┌──

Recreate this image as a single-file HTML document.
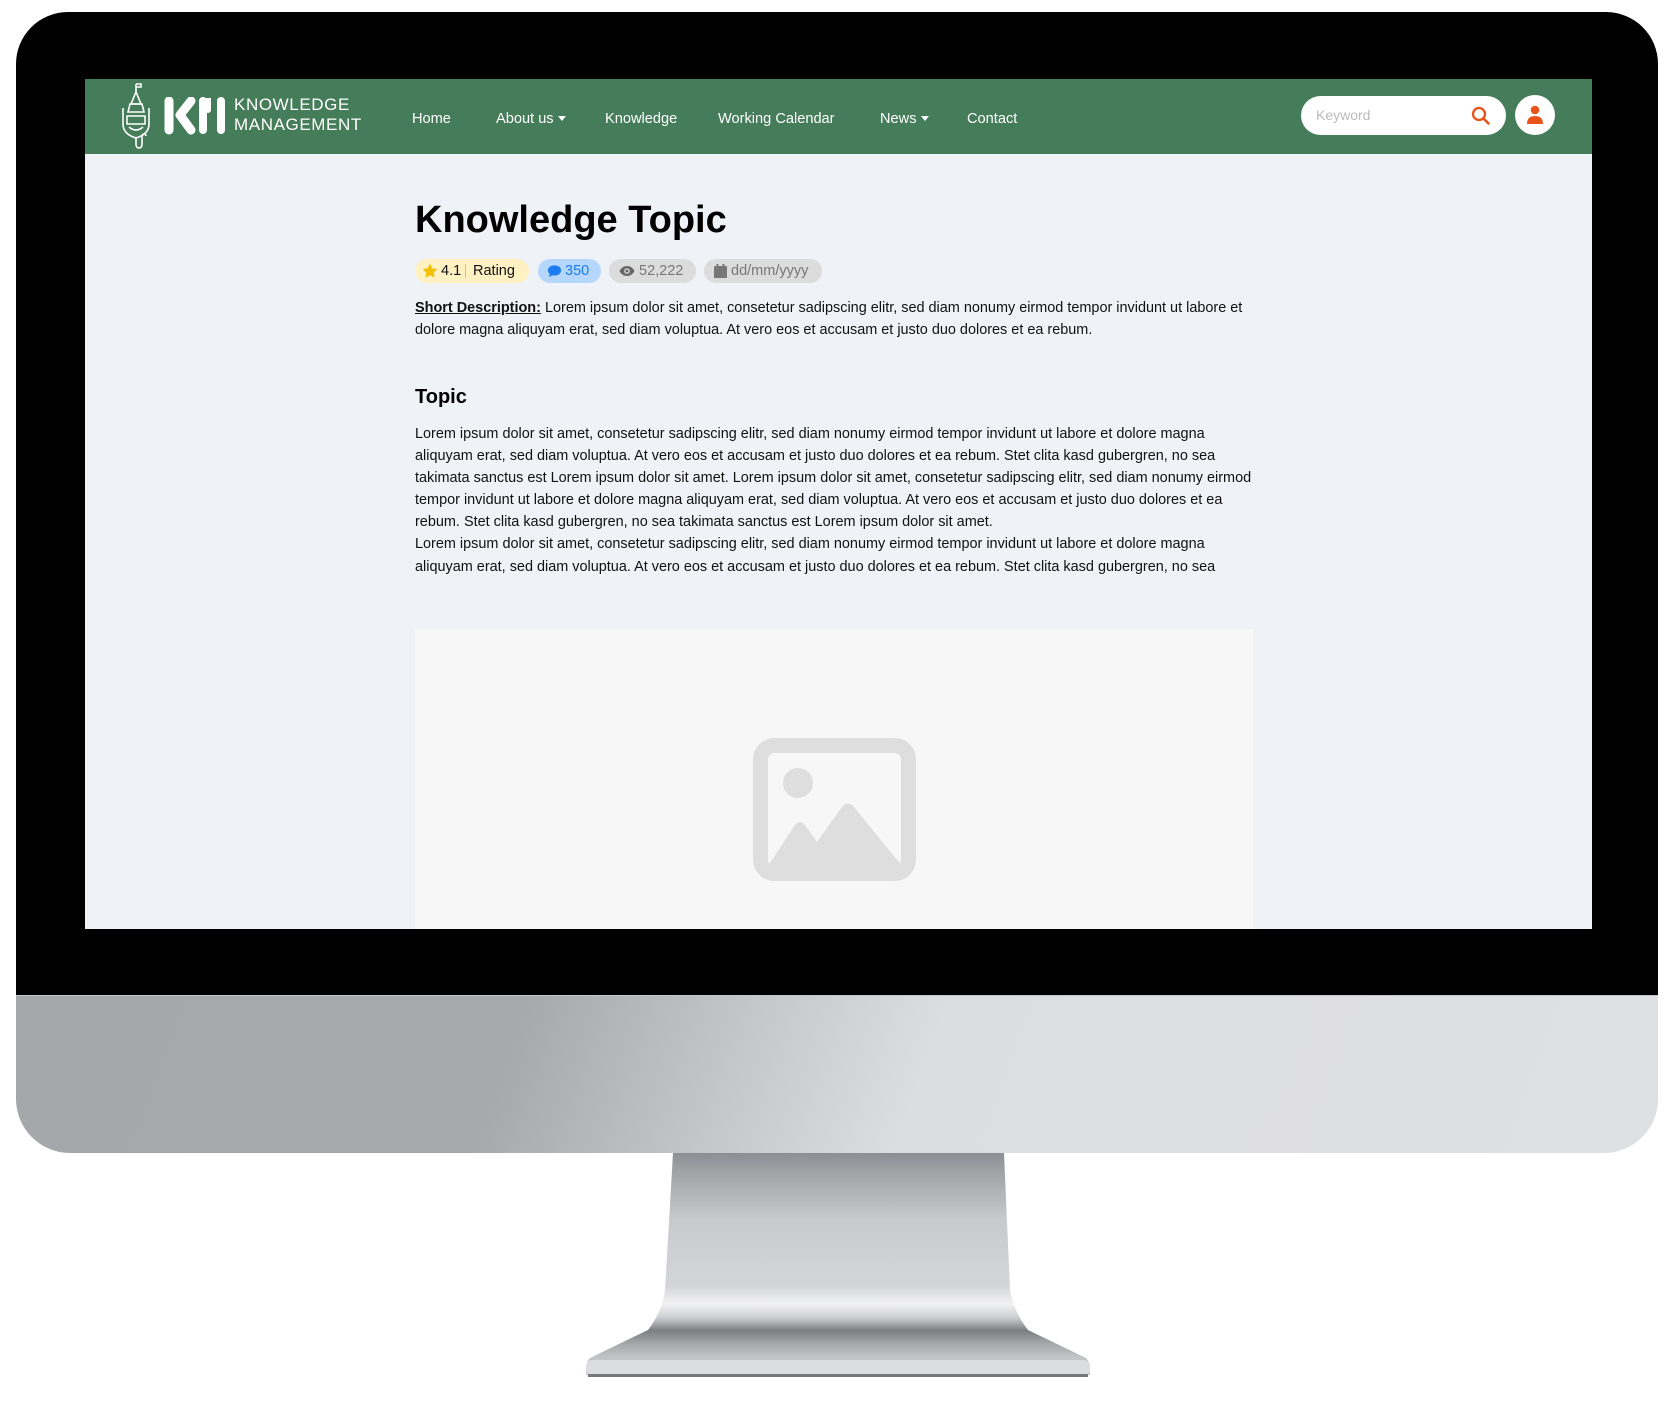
<!DOCTYPE html>
<html><head><meta charset="utf-8"><style>
*{margin:0;padding:0;box-sizing:border-box}
html,body{width:1670px;height:1402px;background:#fff;overflow:hidden;font-family:"Liberation Sans",Arial,sans-serif}
.abs{position:absolute}
#bezel{left:16px;top:12px;width:1642px;height:983px;background:#000;border-radius:52px 52px 0 0}
#chin{left:16px;top:995px;width:1642px;height:158px;border-radius:0 0 54px 54px;
background:linear-gradient(110deg,#a6a7ab 0%,#a7a8ac 30%,#c8c9cd 45%,#dcdde0 55%,#dfe0e2 100%);border-top:1px solid #c8c8cc}
#screen{left:85px;top:79px;width:1507px;height:850px;background:#eff2f7;overflow:hidden}
#nav{left:0;top:0;width:1507px;height:75px;background:#457c59}
.ni{position:absolute;top:31px;color:#fff;font-size:14.6px;white-space:nowrap;line-height:18px}
.car{display:inline-block;width:0;height:0;border-left:4px solid transparent;border-right:4px solid transparent;border-top:5px solid #fff;margin-left:4px;vertical-align:2px}
#search{left:1216px;top:17px;width:205px;height:39px;background:#fff;border-radius:20px}
#user{left:1430px;top:16px;width:40px;height:40px;background:#fff;border-radius:50%}
.t{position:absolute;white-space:nowrap;color:#111}
.badge{position:absolute;top:180px;height:24px;border-radius:12px;font-size:14.5px;line-height:24px;white-space:nowrap}
.p{font-size:14.45px;line-height:22.1px;left:330px}
</style></head><body>
<div id="bezel" class="abs"></div>
<div id="chin" class="abs"></div>
<svg class="abs" style="left:0;top:0" width="1670" height="1402">
<defs>
<linearGradient id="st" x1="0" y1="0" x2="0" y2="1">
<stop offset="0" stop-color="#8d8e93"/><stop offset="0.08" stop-color="#a0a1a5"/><stop offset="0.3" stop-color="#c9cacd"/><stop offset="0.6" stop-color="#d4d5d8"/><stop offset="0.68" stop-color="#f2f2f3"/><stop offset="0.74" stop-color="#cfd0d3"/><stop offset="0.8" stop-color="#7c7d80"/><stop offset="0.86" stop-color="#a7a8ab"/><stop offset="0.92" stop-color="#c2c3c6"/><stop offset="1" stop-color="#c9cacd"/>
</linearGradient>
</defs>
<path d="M673 1153 L1004 1153 L1010 1290 Q1014 1312 1028 1330 L1086 1358 Q1090 1362 1090 1370 L1090 1375 L586 1375 L586 1370 Q586 1362 590 1358 L648 1330 Q662 1312 665 1290 Z" fill="url(#st)"/>
<rect x="586" y="1360" width="504" height="15" rx="6" fill="#dcdde0"/>
<rect x="588" y="1374" width="500" height="3" fill="#77787b"/>
</svg>
<div id="screen" class="abs">
 <div id="nav" class="abs">
  <svg class="abs" style="left:35px;top:3px" width="40" height="68" viewBox="0 0 40 68" fill="none" stroke="#fff" stroke-width="1.6">
   <path d="M16 2v8M16 2h5v3h-5"/><path d="M16 10l-5 12h10z"/><path d="M10 22h12l2 8H8z"/><path d="M3 26v16q0 10 13 14q13-4 13-14V26"/><path d="M7 34h18v8H7z"/><path d="M9 45q7 6 14 0"/><path d="M16 56v6q0 4 3 4t3-4v-8a2 2 0 1 1 4 0"/>
  </svg>
  <svg class="abs" style="left:79px;top:18px" width="66" height="38" viewBox="0 0 66 38" stroke="#fff" stroke-linecap="round" fill="none">
   <path d="M5 4v29" stroke-width="9"/><path d="M27 4L16 18L27 33" stroke-width="9" stroke-linejoin="round"/><path d="M39 4v29" stroke-width="8"/><path d="M39 4h5v9" stroke-width="6"/><path d="M57 4v29" stroke-width="8"/>
  </svg>
  <div class="ni" style="left:149px;top:16px;font-size:17px;letter-spacing:0.6px;line-height:20px">KNOWLEDGE<br>MANAGEMENT</div>
  <div class="ni" style="left:327px">Home</div>
  <div class="ni" style="left:411px">About us<span class="car"></span></div>
  <div class="ni" style="left:520px">Knowledge</div>
  <div class="ni" style="left:633px">Working Calendar</div>
  <div class="ni" style="left:795px">News<span class="car"></span></div>
  <div class="ni" style="left:882px">Contact</div>
  <div id="search" class="abs">
   <div class="t" style="left:15px;top:11px;font-size:14px;color:#bbb">Keyword</div>
   <svg class="abs" style="left:170px;top:10px" width="20" height="20" viewBox="0 0 20 20"><circle cx="8" cy="8" r="6" fill="none" stroke="#e8541a" stroke-width="2.3"/><path d="M12.5 12.5l5 5" stroke="#e8541a" stroke-width="2.6" stroke-linecap="round"/></svg>
  </div>
  <div id="user" class="abs">
   <svg class="abs" style="left:12px;top:10px" width="16" height="20" viewBox="0 0 16 20"><circle cx="8" cy="5" r="4.3" fill="#e8541a"/><path d="M0 19q0-8 8-8t8 8z" fill="#e8541a"/></svg>
  </div>
 </div>
 <div class="t" style="left:330px;top:120px;font-size:38px;font-weight:bold;color:#000">Knowledge Topic</div>
 <div class="badge" style="left:330px;width:114px;background:#fff1c2;color:#111">
  <svg class="abs" style="left:7px;top:4px" width="16" height="16" viewBox="0 0 24 24"><path d="M12 1l3.4 7 7.6 1-5.5 5.3 1.3 7.6L12 18.3 5.2 22l1.3-7.6L1 9l7.6-1z" fill="#f5c000"/></svg>
  <span class="abs" style="left:26px">4.1</span><span class="abs" style="left:50px;top:5px;width:1px;height:14px;background:#f0c040"></span><span class="abs" style="left:58px">Rating</span></div>
 <div class="badge" style="left:453px;width:63px;background:#b5d7fd;color:#1a7cf0">
  <svg class="abs" style="left:9px;top:5px" width="15" height="14" viewBox="0 0 16 14"><path d="M8 1C3.6 1 1 3.5 1 6.3c0 1.6.8 2.9 2 3.8L2 13.5l3.6-2c.8.2 1.600.3 2.4.3 4.4 0 7-2.500 7-5.500S12.4 1 8 1z" fill="#1a7cf0"/></svg>
  <span class="abs" style="left:27px">350</span></div>
 <div class="badge" style="left:524px;width:87px;background:#dcdcdc;color:#777">
  <svg class="abs" style="left:10px;top:6px" width="16" height="12" viewBox="0 0 16 12"><path d="M8 1C4 1 1.5 4 .5 6c1 2 3.5 5 7.5 5s6.5-3 7.5-5C14.5 4 12 1 8 1z" fill="#666"/><circle cx="8" cy="6" r="2.8" fill="#dcdcdc"/><circle cx="8" cy="6" r="1.5" fill="#666"/></svg>
  <span class="abs" style="left:30px">52,222</span></div>
 <div class="badge" style="left:619px;width:118px;background:#dcdcdc;color:#777">
  <svg class="abs" style="left:10px;top:5px" width="13" height="14" viewBox="0 0 13 14"><rect x="0" y="2" width="13" height="12" rx="1" fill="#777"/><rect x="2.5" y="0" width="2" height="3" fill="#777"/><rect x="8.5" y="0" width="2" height="3" fill="#777"/></svg>
  <span class="abs" style="left:27px">dd/mm/yyyy</span></div>
 <div class="t p" style="top:218px"><b style="text-decoration:underline">Short Description:</b> Lorem ipsum dolor sit amet, consetetur sadipscing elitr, sed diam nonumy eirmod tempor invidunt ut labore et<br>dolore magna aliquyam erat, sed diam voluptua. At vero eos et accusam et justo duo dolores et ea rebum.</div>
 <div class="t" style="left:330px;top:307px;font-size:20px;font-weight:bold;color:#000">Topic</div>
 <div class="t p" style="top:344px">Lorem ipsum dolor sit amet, consetetur sadipscing elitr, sed diam nonumy eirmod tempor invidunt ut labore et dolore magna<br>aliquyam erat, sed diam voluptua. At vero eos et accusam et justo duo dolores et ea rebum. Stet clita kasd gubergren, no sea<br>takimata sanctus est Lorem ipsum dolor sit amet. Lorem ipsum dolor sit amet, consetetur sadipscing elitr, sed diam nonumy eirmod<br>tempor invidunt ut labore et dolore magna aliquyam erat, sed diam voluptua. At vero eos et accusam et justo duo dolores et ea<br>rebum. Stet clita kasd gubergren, no sea takimata sanctus est Lorem ipsum dolor sit amet.<br>Lorem ipsum dolor sit amet, consetetur sadipscing elitr, sed diam nonumy eirmod tempor invidunt ut labore et dolore magna<br>aliquyam erat, sed diam voluptua. At vero eos et accusam et justo duo dolores et ea rebum. Stet clita kasd gubergren, no sea</div>
 <div class="abs" style="left:330px;top:550px;width:838px;height:320px;background:#f7f7f7"></div>
 <svg class="abs" style="left:668px;top:659px" width="163" height="143" viewBox="0 0 163 143">
  <rect x="7.5" y="7.5" width="148" height="128" rx="14" fill="none" stroke="#dedede" stroke-width="15"/>
  <circle cx="45" cy="45" r="15" fill="#dedede"/>
  <path d="M15 128 L42 87 Q47 81 52 87 L64 104 L89 69 Q95 62 101 69 L149 128 Z" fill="#dedede"/>
 </svg>
</div>
</body></html>
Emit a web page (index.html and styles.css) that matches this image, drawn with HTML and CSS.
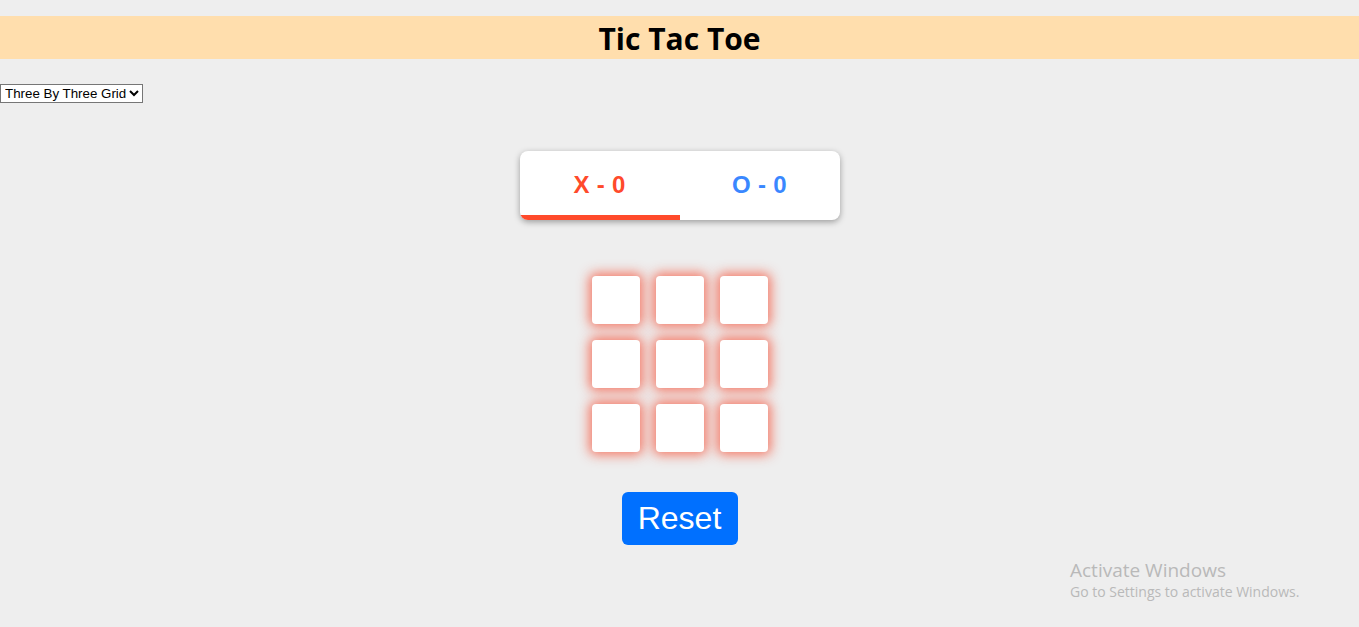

└──

Requirements -> Using the material above, copy every line in which the string "this" occurs.

Exercise solution ->
Recreate this image as a single-file HTML document.
Emit a web page (index.html and styles.css) that matches this image, drawn with HTML and CSS.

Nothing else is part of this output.